Gazeteciler Cemiyeti Başkanı Nazmi Bilgin, RTÜK’ün Halk TV’ye verdiği 10 günlük ekran karartma cezasının ardından yazılı bir açıklama yayımladı. Bilgin, “RTÜK, artık sadece bir denetim kurumu değil; siyasi iktidarın sansür sopasıdır” diyerek sert eleştirilerde bulundu.
Kararın, bir yayın konuğunun yaptığı yorumlar gerekçe gösterilerek verilmesini “bütünüyle cezalandırıcı ve hukuka aykırı” olarak nitelendiren Bilgin, kısa süre önce benzer bir kararın Sözcü TV için de alındığını ancak yargıdan döndüğünü hatırlattı. Bilgin ayrıca yayın hayatını zorlayıcı ekonomik şartlarda sürdürmek zorunda kalan eleştirel kanallardan Tele 1 de dahil edildiğinde yoğun cezalarla karşı karşıya bırakılan bu üç televizyon kanalının, benzer bir suçlamayla cezalandırılması halinde lisanslarının iptal edilebileceğine dikkat çekti. Bilgin, “İfade özgürlüğünü değil ifadeyi cezalandıran bir anlayışla karşı karşıyayız. RTÜK, yayıncıyı değil, yayıncının konuğunu bile cezalandıracak noktaya gelmişse, burada artık denetim değil doğrudan baskı vardır, diğer yayıncılara tehdit vardır. Halk TV’ye verilen ceza diğer tüm televizyonlara bir gözdağıdır” dedi.

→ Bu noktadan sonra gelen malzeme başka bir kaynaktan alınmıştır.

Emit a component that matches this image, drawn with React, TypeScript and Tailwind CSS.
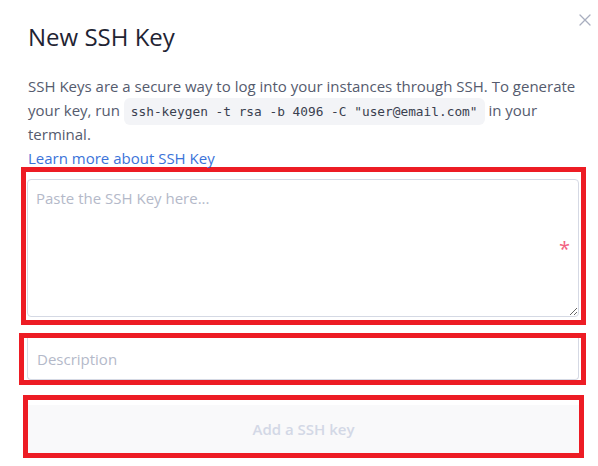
import React from "react";

const CloseIcon = () => (
    <svg width="12" height="12" viewBox="0 0 12 12" fill="none" stroke="#a9aebf" strokeWidth="1.3" strokeLinecap="round">
        <path d="M1 1L11 11M11 1L1 11" />
    </svg>
);

export default function App() {
    return (
        <div className="relative min-h-[466px] bg-white pl-[28px] pr-[20px] pt-[22px] font-['Open_Sans',sans-serif]">
            <button className="absolute right-[7px] top-[14px] p-0">
                <CloseIcon />
            </button>

            <h1 className="text-[24px] leading-[30px] text-[#1f2433]">New SSH Key</h1>

            <p className="mt-[22px] text-[15px] leading-[24px] text-[#555b6e]">
                SSH Keys are a secure way to log into your instances through SSH. To generate your key, run{" "}
                <code className="whitespace-nowrap rounded-[6px] bg-[#f3f4f7] px-[7px] py-[6px] font-['DejaVu_Sans_Mono',monospace] text-[12.8px] leading-[16px] text-[#3a3f4f]">
                    ssh-keygen -t rsa -b 4096 -C "user@email.com"
                </code>{" "}
                in your terminal.
            </p>
            <a className="block text-[15px] leading-[24px] text-[#3b73d9]">Learn more about SSH Key</a>

            {/* key field */}
            <div className="-mt-[3px] -ml-[7px] -mr-[8px] border-[5px] border-[#ed1c24] pb-[3px] pl-[1px] pr-[2px] pt-[7px]">
                <div className="relative">
                    <textarea
                        placeholder="Paste the SSH Key here..."
                        className="block h-[138px] w-full rounded-[4px] border border-[#d5d9e4] px-[8px] py-[6px] text-[15px] leading-[24px] text-[#333] outline-none placeholder:text-[#b4b9c9]"
                    />
                    <span className="absolute right-[9px] top-[60px] text-[20px] leading-[20px] text-[#f2607f]">*</span>
                </div>
            </div>

            {/* description */}
            <div className="mt-[8px] -ml-[9px] -mr-[8px] border-[5px] border-[#ed1c24] pl-[3px] pr-[2px]">
                <input
                    placeholder="Description"
                    className="block h-[42px] w-full rounded-b-[4px] border border-t-0 border-[#d5d9e4] px-[9px] text-[15px] text-[#333] outline-none placeholder:text-[#b4b9c9]"
                />
            </div>

            {/* submit */}
            <div className="mt-[10px] -ml-[5px] -mr-[6px] border-[5px] border-[#ed1c24] pt-[5px]">
                <button
                    disabled
                    className="block h-[48px] w-full bg-[#f9f9fa] text-[15px] font-semibold text-[#d3d8e6]"
                >
                    Add a SSH key
                </button>
            </div>
        </div>
    );
}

“Basına karşı uygulanan cezalar keyfiyete dayanıyor”
Nazmi Bilgin, RTÜK kararlarında çifte standardın belirleyici olduğunu ve özellikle iktidar eleştirisi içeren yayınların doğrudan hedef alındığını şu sözlerle hatırlattı:
“Aynı tür ifadeler iktidar yanlısı ekranlarda dile getirildiğinde hiçbir işlem yapılmazken, eleştirel kanallarda dile getirilmesi halinde en ağır yaptırımlar devreye sokuluyor. Bu, sadece hukukun değil, sağduyunun da rafa kaldırıldığını gösteriyor.”
“Toplumun haber alma hakkı yok sayılıyor”
Açıklamada, RTÜK’ün verdiği ağır cezaların yalnızca medya organlarını değil, toplumun doğru bilgiye erişme hakkını da ihlal ettiği vurgulandı:
“Basın özgürlüğü, sadece gazetecilerin meselesi değildir. Bu aynı zamanda halkın gerçekleri öğrenme hakkının güvencesidir. RTÜK’ün bu uygulamaları, toplumun gözüne perde, kulağına tıkaç olmaktır.”
“Otosansür yaygınlaşıyor, gazeteci haberi değil cezayı düşünüyor”
Nazmi Bilgin, cezaların yarattığı korku ikliminin gazetecileri otosansüre ittiğini, bunun da eleştirel düşünce ve kamu denetimi açısından ciddi bir tehdit olduğunu söyledi:
“Gazeteci artık haberi değil, cezasını düşünerek yazıyor. Bu ortamda hakikatin değil, propaganda ve manipülasyonun ön plana çıkması kaçınılmazdır. Basın özgürlüğü, demokrasinin sigortasıdır; sigorta atarsa, sistem çöker.”
“RTÜK yeniden düzenlenmeli, tüm ceza ve uygulamalar yargı denetimine tabi olmalı”
Son olarak Bilgin, RTÜK’ün yapısal olarak yeniden düzenlenmesi ve verdikleri cezaların yanı sıra tarafgir uygulamalarının bağımsız yargı denetimine tabi tutulması gerektiğini şu sözlerle vurguladı:
“RTÜK’ün kararları hukuki değil, siyasi reflekslerle alınmaktadır. Üstelik bu kararlar çoğu zaman yargı denetimi dışında kalmakta, muğlak yasa maddeleri istismar edilmektedir. Gerçek bir medya reformu yapılmadan ifade özgürlüğü garanti altına alınamaz. Tüm gazetecileri ve ifade özgürlüğü savunucularını bir arada tepki göstermeye çağırıyoruz.”